Bats are natural reservoirs for a large number of zoonotic pathogens, including rabies, histoplasmosis both directly and in guano, Nipah Hendra viruses, and possibly the ebola virus. Their high mobility, broad distribution, long life spans, substantial sympatry, and social behaviour make bats favourable hosts and vectors of disease. Compared to rodents, bats carry more zoonotic viruses per species, and each virus is shared with more species. They seem to be highly resistant to many of the pathogens they carry, suggesting a degree of adaptation to their immune systems. Their interactions with livestock and pets, including predation by vampire bats, accidental encounters, and the scavenging of bat carcasses, compound the risk of zoonotic transmission.
They are also implicated in the emergence of SARS (severe acute respiratory syndrome), since they serve as a natural host for the type of virus involved (the genus Coronavirus, whose members typically cause mild respiratory disease in humans). A joint CAS/CSIRO team using phylogenetic analysis found that the SARS coronavirus originated within the SARS-like coronavirus group carried by the bat population in China. They served as the source of the precursor virus (which "jumped" to humans and evolved into the strain responsible for SARS): bats do not carry the SARS virus itself.
Bats present a hazard in areas where the rabies virus is endemic. For example, in the United States, bats typically constitute around a quarter of reported cases of rabies in wild animals, and their bites account for the vast majority of cases in humans. Rabies is fully preventable if the patient is vaccinated before the onset of symptoms, but bat bites are small and may remain unnoticed. The most severe threat to humans and domestic animals comes from sick, downed, or dead bats. Bat rabies virus can rarely infect victims purely through airborne transmission ("cryptic rabies"). All active widespread rabies strains appear to have evolved from strains endemic to bats. Through zoonosis, these mutated and "jumped" to other species. In North America, for example, this reportedly occurred in the mid-17th century.
In certain countries, such as the United Kingdom, it is illegal to handle bats without a licence and advice should be sought from an expert organisation, such as the Bat Conservation Trust, if a trapped or injured bat is found.
In many cultures, including in Europe, bats are associated with darkness, death, witchcraft, and malevolence. Because bats are mammals, yet can fly, they are liminal beings in many traditions. Among Native Americans such as the Creek, Cherokee and Apache, the bat is a trickster spirit. In Tanzania, a winged bat cryptid known as Popobawa is believed to be a shapeshifting evil spirit that assaults and sodomises its victims. In Aztec mythology, bats symbolised the land of the dead, destruction, and decay. An East Nigerian tale tells that the bat developed its nocturnal habits after causing the death of his partner, the bush-rat, and now hides by day to avoid arrest.
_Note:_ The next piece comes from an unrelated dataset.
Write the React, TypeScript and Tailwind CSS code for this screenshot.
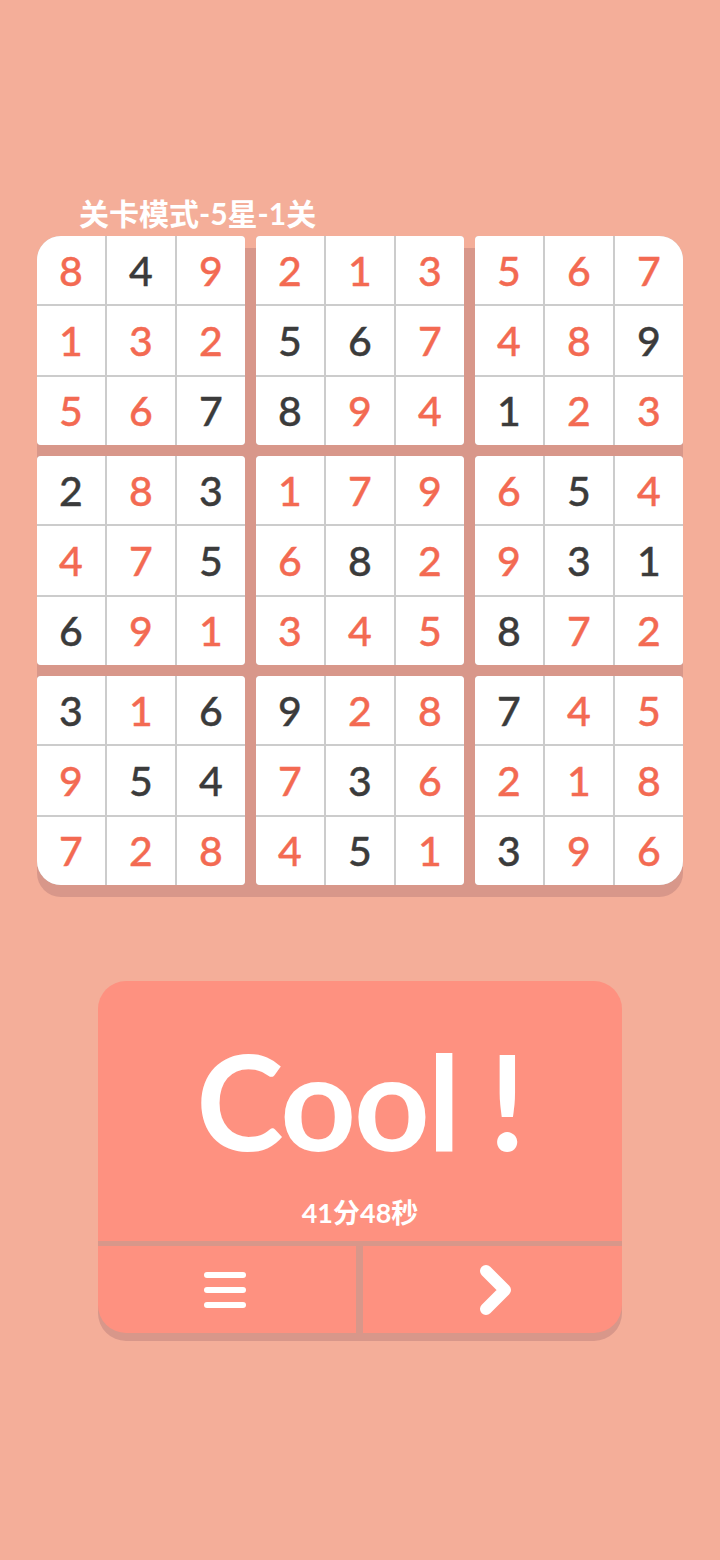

More positive depictions of bats exist in some cultures. In China, bats have been associated with happiness, joy and good fortune. Five bats are used to symbolise the "Five Blessings": longevity, wealth, health, love of virtue and peaceful death. The bat is sacred in Tonga and is often considered the physical manifestation of a separable soul.
The Weird Sisters in Shakespeare's Macbeth used the fur of a bat in their brew. In Western culture, the bat is often a symbol of the night and its foreboding nature. The bat is a primary animal associated with fictional characters of the night, both villains, such as Count Dracula, and heroes, such as Batman. Kenneth Oppel's Silverwing novels narrate the adventures of a young bat, based on the silver-haired bat of North America.
The bat is sometimes used as a heraldic symbol in Spain and France, appearing in the coats of arms of the towns of Valencia, Palma de Mallorca, Fraga, Albacete, and Montchauvet. Three US states have an official state bat. Texas and Oklahoma are represented by the Mexican free-tailed bat, and Virginia is represented by the Virginia big-eared bat.